During the third-quarter Kinesis provided underwriting fees of $2.2 million and profit commission of $500k to Lancashire, helping to reduce the overall third-party capital loss for the firm down to -$10 million after a small contribution from its Lloyd’s of London fees and profit commission as well. Some of the Kinesis profit commission is due to the timing of collateral release from losses in the 2015 underwriting cycle, something we should perhaps get used to seeing in the future after recent events as well.

Now is the time that the Kinesis offering could come into its own, as buyers of its products are all major reinsurers that appreciate the multi-class retrocessional protection Kinesis offers.

With its client base having suffered high levels of losses in recent weeks, the January renewals could see Kinesis finding pockets of increased demand for its collateralised reinsurance and retro product, hence it’s safe to assume that investors will be looking to increase allocations to the vehicle if opportunities allow.

Commenting on the quarterly results and loss, CEO of Lancashire Alex Maloney said, “Lancashire expects to pay losses, and this is reflected in our results for the third quarter and the year to date.”

Maloney said that Lancashire’s losses fell within its range of expectation, highlighting the firms disciplined approach to underwriting and risk management across the cycle.

But looking ahead Maloney sees opportunity, which will benefit Kinesis too, “After many years of soft pricing conditions we are at last seeing some evidence of an increase in pricing, particularly in catastrophe exposed lines. The first major test of the market dynamics will be the year-end insurance and reinsurance renewal round. Many product lines will be loss-affected and I would expect to see a return across the sector to more disciplined underwriting standards and pricing which reflects the true risks and exposures.
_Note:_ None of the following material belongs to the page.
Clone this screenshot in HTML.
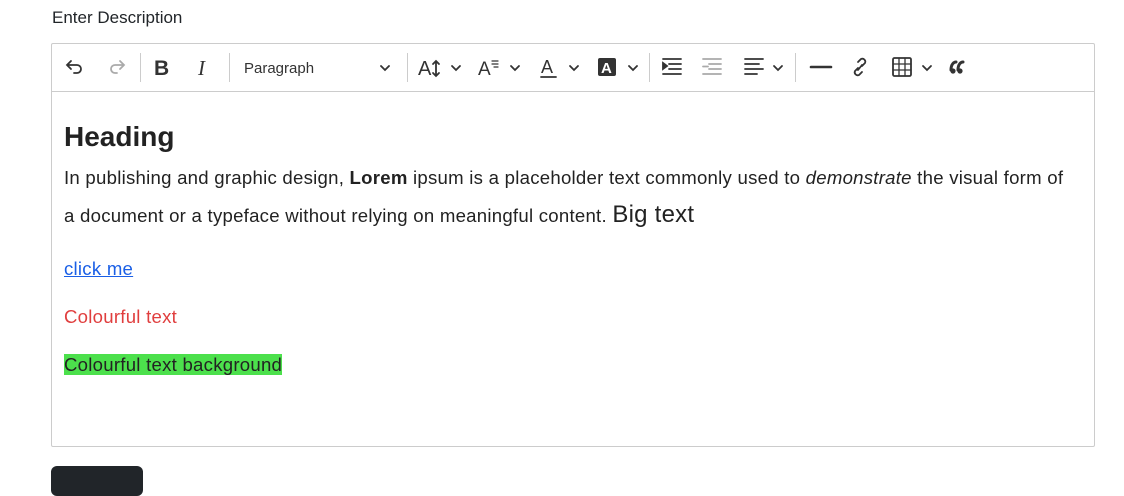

“Whilst there can be no guarantee of a market improvement, I believe that we are now entering a period where market dynamics dictate that there should be a meaningful adjustment to the pricing of the products we sell.”

In the past, Lancashire has returned excess capital to its shareholders. But after recent events the re/insurer is holding the capital as it sees opportunities to put it to work at better return.

“I am confident that the likely change in underwriting conditions affords us an opportunity to deploy the capital which we hold more advantageously, both to service the needs of our clients and their brokers and to continue creating long term value for our shareholders. Lancashire’s strategy remains to maximise risk-adjusted returns across the insurance cycle,” Maloney explained.

Elaine Whelan, CFO, also said, “While we have incurred a loss in the quarter and for the year to date, we anticipate an improvement in rates following these events. Our outlook for 2018 is more positive than it has been for some time. We therefore do not intend to declare a special dividend this year; we expect to put all of our capital to work to take advantage of improving market conditions.”

The fact Lancashire feels it can deploy excess capital more profitably in the wake of recent events suggests that Kinesis will be able to do the same.

The Kinesis multi-class product is, as we said, unique and does not conflict with the underwriting Lancashire its parent does. Hence if Lancashire sees opportunities to deploy more capital it is likely that Kinesis does too and we expect that the managers of the vehicle will be positioning to deploy more in January if they can, taking advantage of improved market conditions for their investors.